D’autres facteurs favorables sont intervenus. « Par rapport aux Etats-Unis, les marchés français ou même belge sont plus régulés et protégés par des identités distinctes », explique Bernard Marchant, patron de Rossel (« La Voix du Nord »…).

Enfin, des facteurs externes interviennent. Comme l’illustre très bien à elle seule la bataille autour de « Nice-Matin », les journaux régionaux restent attractifs parce qu’ils ont de beaux actifs immobiliers et parce qu’ils restent influents politiquement au niveau local.

Baisse de 10 % des effectifs

 

Cela étant dit, la diffusion payée de la presse régionale et départementale a plongé de 5,7 millions d’exemplaires chaque jour en 1996 avant Internet, à 3,8 millions l’an dernier, avec une accélération récente. Le réseau de kiosques disparaît moins vite qu’à Paris, mais il diminue aussi.

 

De même, sur dix ans, le nombre de cartes de presse a baissé de 9,6 %, contre 6,7 % pour la presse en général, selon le baromètre social des Assises du journalisme présenté par le  sociologue Jean-Marie Charon.  « Peu de patrons de presse diront que les plans sociaux sont terminés », précise-t-il. Ebra est en train de supprimer 383 postes, même s’il en crée 284 dans de nouvelles fonctions. « Tous nos journaux sont rentables, mais de 10 % en marge brute et il faudrait 25 % pour être à l’aise », dit Bernard Marchant.

 

D’abord, comme la presse nationale, la PQR souffre de la baisse de la publicité sur ses éditions papier et de la captation de la croissance sur le numérique par Google et Facebook. « Nous sommes dans une période de transition douloureuse, explique Jean-Michel Baylet, PDG de ‘La Dépêche du Midi’ et président de l’Alliance de la presse d’information générale. Jamais la PQR n’a eu autant d’audience avec le numérique, mais la monétisation n’est pas encore au point car les Gafa pillent nos recettes. »

 

Ensuite, la presse locale n’est plus le seul vecteur d’informations locales. Les mairies, les clubs de sports, etc. ont tous leur site Internet. Du coup, la question de la ligne éditoriale se pose. « Nous sommes des médias de masse, pas de niche, précise Bernard Marchant. Le premier défi est de garder des audiences fortes. » La plupart des titres se recentrent sur l’information locale, pas concurrencée par la presse nationale.

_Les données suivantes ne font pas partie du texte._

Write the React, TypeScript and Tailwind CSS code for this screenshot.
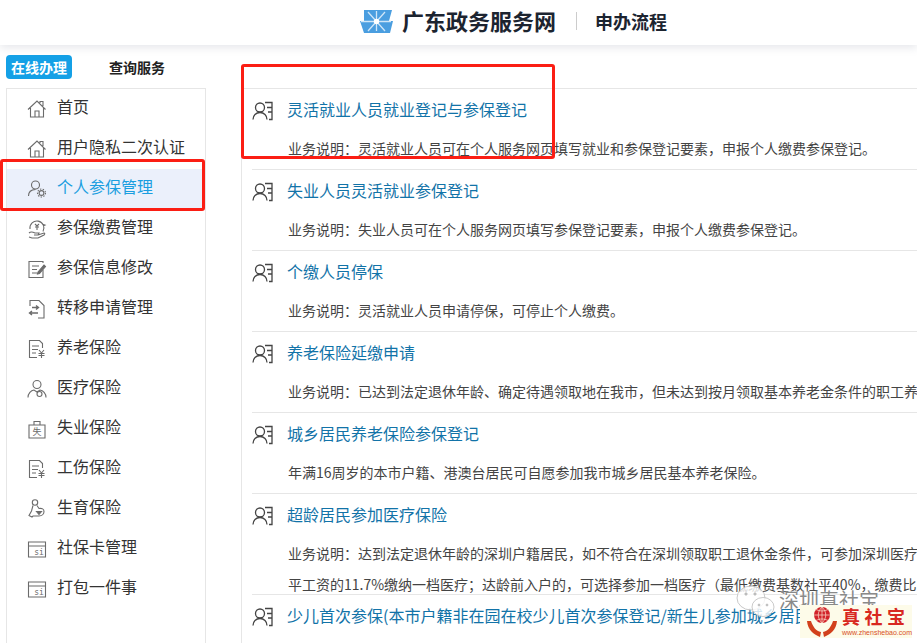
import type { ReactNode } from "react";

const font = { fontFamily: '"Noto Sans CJK SC", "Noto Sans", sans-serif' };

const Icon = ({ children }: { children: ReactNode }) => (
  <svg viewBox="0 0 20 20" className="w-5 h-5 shrink-0" fill="none" stroke="#6b6b6b" strokeWidth="1.1">
    {children}
  </svg>
);

const House = () => (
  <Icon>
    <path d="M1 10.500 10 2l8.500 8.500M3.500 9v9h13V9M8 18v-6h4v6M13 4V2.500h3v4.500" />
  </Icon>
);
const PersonGear = () => (
  <Icon>
    <circle cx="8.500" cy="6" r="4" />
    <path d="M1.500 17c0-4 2.500-6.500 7-6.500" />
    <circle cx="14.500" cy="14" r="2.400" />
    <circle cx="14.500" cy="14" r="4" strokeDasharray="1.400 1.400" />
  </Icon>
);
const Pay = () => (
  <Icon>
    <path d="M3 10a7 7 0 1 1 13 2.500M15 5l3 1-2 1" />
    <path d="M8 5l2 2 2-2M10 7v4M8 8h4" />
    <path d="M2 14c2-2 4-1 6 0h4l-1 2H7m4 0 6-2c1 0 1 1 0 2l-6 3H5l-3-1" />
  </Icon>
);
const Edit = () => (
  <Icon>
    <path d="M16 11v7.500H2v-16h14V4" />
    <path d="M5 7h7M5 10.500h5M5 14h5" />
    <path d="m11 13 6-7 1.500 1.500-6 7-2 .5z" fill="#6b6b6b" />
  </Icon>
);
const Transfer = () => (
  <Icon>
    <path d="M3 7V1.500h9l5 5v12.500h-6" />
    <path d="M5 8.500h6M9 6.500l2.500 2-2.500 2" strokeWidth="1.400" />
    <path d="M11 14H2.500M5 12l-2.500 2 2.500 2" strokeWidth="1.400" />
  </Icon>
);
const FileYen = () => (
  <Icon>
    <path d="M10 18.500H2.500v-17h10l3 3V9" />
    <path d="M5 7h7M5 10.500h6M5 14h4" />
    <path d="m12 11 2.500 3 2.500-3M11.500 14.500h6M11.500 16.500h6M14.500 14v5" />
  </Icon>
);
const Doctor = () => (
  <Icon>
    <circle cx="10" cy="5.500" r="4" />
    <path d="M1 18.500c0-4 3-7 6-7.500l3 2 3-2c3 .5 6 3.500 6 7.500" />
    <circle cx="12.500" cy="15" r="2.500" />
  </Icon>
);
const Case = () => (
  <Icon>
    <path d="M2 6h16v13H2zM7 6V2.500h6V6" />
    <text x="10" y="16" textAnchor="middle" fontSize="9" fill="#6b6b6b" stroke="none" style={font}>失</text>
  </Icon>
);
const Mother = () => (
  <Icon>
    <circle cx="8" cy="3.500" r="2.700" />
    <path d="M6 6.500 4.500 12 2 16.500l3 1.500 1-1h6c3 0 5-2 5-4.500S15 9 12 9.500L10 6.500" />
    <path d="M9.500 12.500h5l-2.500 3z" fill="#6b6b6b" />
  </Icon>
);
const Card = () => (
  <Icon>
    <path d="M1.500 3h17v15h-17zM1.500 7h17" />
    <text x="12" y="16" textAnchor="middle" fontSize="8" fill="#6b6b6b" stroke="none" style={{ fontFamily: '"DejaVu Sans Mono", monospace' }}>si</text>
  </Icon>
);
const Guide = () => (
  <svg viewBox="0 0 22 20" className="w-[22px] h-5 shrink-0" fill="none" stroke="#444" strokeWidth="1.300">
    <circle cx="8" cy="6.500" r="4.500" />
    <path d="M1 18.500c0-4 3-7 7-7s7 3 7 7" />
    <path d="M13 1.500h7v17h-3M15 6.500h5M16 11h4" />
  </svg>
);

const menu = [
  { label: "首页", icon: <House /> },
  { label: "用户隐私二次认证", icon: <House /> },
  { label: "个人参保管理", icon: <PersonGear />, active: true },
  { label: "参保缴费管理", icon: <Pay /> },
  { label: "参保信息修改", icon: <Edit /> },
  { label: "转移申请管理", icon: <Transfer /> },
  { label: "养老保险", icon: <FileYen /> },
  { label: "医疗保险", icon: <Doctor /> },
  { label: "失业保险", icon: <Case /> },
  { label: "工伤保险", icon: <FileYen /> },
  { label: "生育保险", icon: <Mother /> },
  { label: "社保卡管理", icon: <Card /> },
  { label: "打包一件事", icon: <Card /> },
];

const services = [
  { title: "灵活就业人员就业登记与参保登记", desc: ["业务说明：灵活就业人员可在个人服务网页填写就业和参保登记要素，申报个人缴费参保登记。"] },
  { title: "失业人员灵活就业参保登记", desc: ["业务说明：失业人员可在个人服务网页填写参保登记要素，申报个人缴费参保登记。"] },
  { title: "个缴人员停保", desc: ["业务说明：灵活就业人员申请停保，可停止个人缴费。"] },
  { title: "养老保险延缴申请", desc: ["业务说明：已达到法定退休年龄、确定待遇领取地在我市，但未达到按月领取基本养老金条件的职工养"] },
  { title: "城乡居民养老保险参保登记", desc: ["年满16周岁的本市户籍、港澳台居民可自愿参加我市城乡居民基本养老保险。"] },
  {
    title: "超龄居民参加医疗保险",
    desc: [
      "业务说明：达到法定退休年龄的深圳户籍居民，如不符合在深圳领取职工退休金条件，可参加深圳医疗",
      "平工资的11.7%缴纳一档医疗；达龄前入户的，可选择参加一档医疗（最低缴费基数社平40%，缴费比",
    ],
  },
  { title: "少儿首次参保(本市户籍非在园在校少儿首次参保登记/新生儿参加城乡居民", desc: [] },
];

const RedBox = ({ className }: { className: string }) => (
  <div className={`absolute border-[3px] border-[#fb1e14] rounded-[3px] ${className}`} />
);

export default function App() {
  return (
    <div className="relative h-[643px] w-full overflow-hidden bg-white text-[#333]" style={font}>
      <header className="h-[45px] flex items-center bg-white shadow-[0_3px_8px_rgba(120,130,150,0.18)] pl-[360px]">
        <svg viewBox="0 0 33 23" className="w-[33px] h-[23px] mb-[3px]">
          <path d="M4 0h28l-3 11H4z" fill="#4a9ee0" />
          <path d="M0 11h33l-3 12H4z" fill="#4a9ee0" />
          <path d="M8 2l8 9M25 2l-8 9M8 21l8-9M25 21l-8-9M16.500 1v20M1 11.500h30" stroke="#cfe6f8" strokeWidth="1.300" />
          <circle cx="16.500" cy="11.500" r="2.700" fill="#fff" />
        </svg>
        <span className="ml-[9px] mb-[5px] text-[22px] font-bold text-[#1c2430] leading-none">广东政务服务网</span>
        <span className="ml-[20px] w-px h-[18px] mb-[3px] bg-[#ccc]" />
        <span className="ml-[18px] mb-[4px] text-[18px] font-bold text-[#1c2430] leading-none">申办流程</span>
      </header>

      <div className="flex pl-[6px]">
        <aside className="w-[200px] shrink-0">
          <div className="flex items-center h-[24px] mt-[10px] text-sm font-bold">
            <span className="w-[66px] h-[24px] flex items-center justify-center rounded-[4px] bg-[#14a0e6] text-white">在线办理</span>
            <span className="ml-[37px] text-[#222]">查询服务</span>
          </div>
          <nav className="mt-[9px] h-[560px] border border-[#e6e6e6]">
            {menu.map((m) => (
              <div
                key={m.label}
                className={`h-10 flex items-center gap-[10px] pl-[20px] text-base ${m.active ? "bg-[#ebf0fb] text-[#1a9ee0]" : "text-[#333]"}`}
              >
                {m.icon}
                <span className="mb-[7px]">{m.label}</span>
              </div>
            ))}
          </nav>
        </aside>

        <main className="ml-[35px] flex-1 min-w-0 mt-[43px] border-l border-t border-[#e6e6e6] pl-[10px]">
          {services.map((s, i) => (
            <div key={s.title} className={`pt-[11px] ${i < services.length - 1 ? "border-b border-[#e6e6e6]" : ""}`}>
              <div className="h-[21px] flex items-center gap-[13px]">
                <Guide />
                <span className="mb-[4px] text-base text-[#1273a8] whitespace-nowrap">{s.title}</span>
              </div>
              <div className={`pl-[36px] pt-[17px] flex flex-col gap-[11px] ${s.desc.length > 1 ? "pb-0" : "pb-[11px]"}`}>
                {s.desc.map((line) => (
                  <p key={line} className="h-[20px] leading-[20px] text-sm text-[#444] whitespace-nowrap">{line}</p>
                ))}
              </div>
            </div>
          ))}
        </main>
      </div>

      <RedBox className="left-0 top-[159px] w-[205px] h-[52px]" />
      <RedBox className="left-[241px] top-[64px] w-[314px] h-[95px]" />

      {/* watermark */}
      <div className="absolute left-[736px] top-[584px] flex items-start">
        <svg viewBox="0 0 40 36" className="w-[40px] h-[36px]" fill="rgba(255,255,255,0.8)" stroke="#bbb" strokeWidth="0.800">
          <ellipse cx="15" cy="14" rx="14" ry="12" />
          <ellipse cx="27" cy="23" rx="11" ry="9.500" />
          <circle cx="10" cy="10" r="1.200" fill="#bbb" />
          <circle cx="19" cy="10" r="1.200" fill="#bbb" />
          <circle cx="23" cy="21" r="1" fill="#bbb" />
          <circle cx="31" cy="21" r="1" fill="#bbb" />
        </svg>
        <span className="ml-[3px] mt-[2px] text-[20px] leading-[28px] text-[#8a8a8a] [text-shadow:0_0_2px_#fff]">深圳真社宝</span>
      </div>
      <div className="absolute left-[800px] top-[605px] w-[112px] h-[33px] bg-[#fdfbe9] flex items-center pl-[7px]">
        <svg viewBox="0 0 30 33" className="w-[30px] h-[33px] shrink-0">
          <circle cx="15" cy="10" r="8" fill="#d2232a" />
          <path d="M7 10h16M15 2v16M9 4.500c4 2 8 2 12 0M9 15.500c4-2 8-2 12 0M15 2c-5 5-5 11 0 16M15 2c5 5 5 11 0 16" stroke="#fbe3d0" strokeWidth="0.700" fill="none" />
          <path d="M0 16c1 9 6 13 13 16l1-5c-5-1-8-5-10-11z" fill="#d2401c" />
          <path d="M30 16c-1 9-6 13-13 16l-1-5c5-1 8-5 10-11z" fill="#d2401c" />
        </svg>
        <div className="ml-[5px] flex flex-col items-start">
          <span className="text-[18px] leading-[20px] font-bold tracking-[4.500px] text-[#d8281f] mb-[3px]">真社宝</span>
          <span className="text-[7px] leading-[8px] text-[#d8501f]" style={{ fontFamily: '"Liberation Sans", sans-serif' }}>www.zhenshebao.com</span>
        </div>
      </div>
    </div>
  );
}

La voie est ouverte car les nouveaux entrants, à l’américaine, très localisés ne sont pas encore solvables, explique Jean-Clément Texier.

L’enjeu de la réforme audiovisuelle

 

Par rapport à ce positionnement, « Ouest-France », avec ses 500.000 abonnés papier et son audience de 3 millions de lecteurs, se distingue. « ‘Ouest-France’ n’est pas qu’un journal régional, explique Louis Echelard, son président du directoire. A partir de notre région, nous parlons du pays et du monde. » Le groupe renforce ses équipes journalistiques à Paris et à l’étranger.

 

Enfin, la PQR est en retard sur les abonnements numériques, notamment parce que l’information locale n’est pas associée au payant sur la Toile dans l’esprit des lecteurs. Sophie Gourmelen, directrice générale du « Parisien », explique que « l’un des grands enjeux pour la PQR est de développer des contenus numériques avec des marqueurs payants ».

 

Dans ce contexte déjà délicat, la PQR a certes échappé au pire pour les annonces légales, secteur qui aurait pu être complètement ouvert à la concurrence. Mais elle risque de perdre les secteurs interdits de télévision, comme la grande distribution, et d’être confrontée à la possibilité pour les chaînes de faire de la publicité géolocalisée. « Nous menons une croisade absolue contre cela », dit Jean-Michel Baylet. L’argument est que la PQR est un gage de lien social dans les territoires.

 

Si la loi audiovisuelle devait entériner ces changements, il faudra couper à nouveau dans les coûts, prévient Bernard Marchant… Les pressions pour que des mouvements de concentration se poursuivent ne feraient également que s’accroître, même si le patron d’Ebra, Philippe Carli, pense que les groupes peuvent se contenter de mutualiser certains efforts, puisqu’ils ne se concurrencent pas sur leurs territoires respectifs.